At higher frequencies (GHz range), the same principle can be applied. Since the wavelength is in the range of some micrometers, the thickness of the piezoelectric material is now very thin. To be able to manufacture these devices, thin film deposition techniques have to be used. Typically, thin films are deposited on a wafer. To confine the acoustic energy inside the piezoelectric film, the film can be mechanically isolated of the substrate by air (membrane approach) or reflective layers can be inserted between the substrate and the film (Solidly Mounted Resonator) as shown on FIG. 2.
SAW devices use so-called interdigitated transducers at the surface of piezoelectric substrates as illustrated with reference to FIG. 3. By piezoelectric effect, elastic waves are generated at the surface of the substrate. For resonators, the transducer is placed between two gratings. When the period of the grating is close to half the acoustic wavelength, the waves reflected on the individual electrodes are in phase and the grating reflects all the energy.
In all the devices described before, the elastic energy is confined for one direction. For example, for the quartz resonator or the thin film resonator, the energy is confined in the thickness of the piezoelectric film. For the SAW resonator, the energy is confined between the two gratings in the direction perpendicular to the electrodes. But for all these devices, it is difficult to confine the energy in the other directions. For the quartz resonators or the thin film resonator, the energy is confined below the electrodes thanks to the mass of the electrodes but spurious modes are often observed. In addition, some acoustic energy is often radiated outside of the resonator resulting in losses. For the SAW device, the lower velocity in transducers and gratings can result in wave guiding the energy inside the active aperture, but again, this also results in several modes and very often some energy is radiated resulting in losses. For example, for SAW RF resonators using Leaky SAW on Lithium Tantalate, it is known that acoustic radiation occurs and generates loss. Such is described in [1] J. Koskela, J. V. Knuuttila, T. Makkonen, V. P. Plessky, M. M. Salomaa, “Acoustic Loss Mechanisms in Leaky SAW Resonators on Lithium Tantalate”, IEEE Trans.
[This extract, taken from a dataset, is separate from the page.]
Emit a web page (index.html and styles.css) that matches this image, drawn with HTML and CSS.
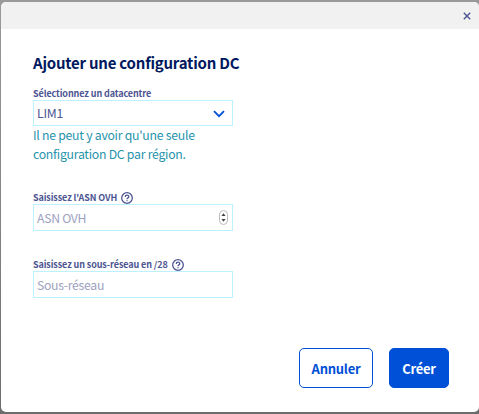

On UFFC, vol. 48, no6, November 2001, pp 1517-1526; and [2] O. Holmgren, T. Makkonen, J. V. Knuuttila, M. Kalo, V. P. Plessky, W. Steichen, “Side Radiation of Rayleigh Waves from Synchronous SAW Resonators”, IEEE Trans. On UFFC, vol 54, no 4, April 2007, pp 861-869.
For SAW filters on quartz, transverse modes occur often resulting in ripple in the pass band or spurious emissions in the rejection band. One technique to excite only one mode is to adapt the velocity profiles in such a way that a mode having a flat amplitude in the active region can exist. This mode is then matched to the excitation profile meaning that it will be (almost) the only one excited. This technique called “piston mode” can be applied for both the BAW devices, as described in [3] J. Kaitila, M. Ylilammi, J. Ella, and R. Aigner, “Spurious resonance free bulk acoustic wave resonators”, in Proc. IEEE Ultrasonics symp, 2003, pp. 84-87; and for SAW devices, as described in [4] SAW FILTER OPERABLE IN A PISTON MODE, U.S. application Ser. No. 11/863,479 filed Sep. 28, 2007.
Even though it is efficient to reduce the spurious modes, some energy may still radiate outside of the resonators. It is desirable to suppress both the spurious modes and the radiation loss. In certain conditions, a grating having a two dimensional (2D) array of periodically placed obstacles can reflect any incident elastic wave with any incidence angle in a given frequency band. This is referred to as a “phononic crystal” or “phononic band gap” effect. The principle is that for a given incidence angle, the waves reflected on obstacles are all in phase for a frequency for which the period for this angle is half the wavelength (or a multiple of half a wavelength). The reflection coefficient on the grating is close to one inside a frequency band proportional to the reflection coefficient on one individual reflective obstacle. When the incidence angle varies, the center of this frequency band moves. If the individual reflection coefficient is large enough, a frequency band can exist when the reflection on the grating is close to one for all incidence angles. These phononic crystals have the potentiality to be used in a lot of devices and are very actively studied. By way of example as described in [5] A. Khelif, A. Choujaa, S. Benchabane, V. Laude and B. Djafari-Rouhani, “GUIDING AND FILTERING ACOUSTIC WAVES IN A TWO-DIMENSIONAL PHONONIC CRYSTAL”, 2004 IEEE Ultrasonics symp. proc, pp 654-657, a description is provided for possible applications of these devices for low frequencies. By way of further example, the application of phononic crystals to SAW devices is described in [6] Sarah Benchabane et al., “Silicon Phononic Crystal for Surface Acoustic Waves”, 2005 IEEE Ultrasonics symp. proc. pp 922-925. In these above described disclosures, very strong reflectors are used like holes as elements of the crystal.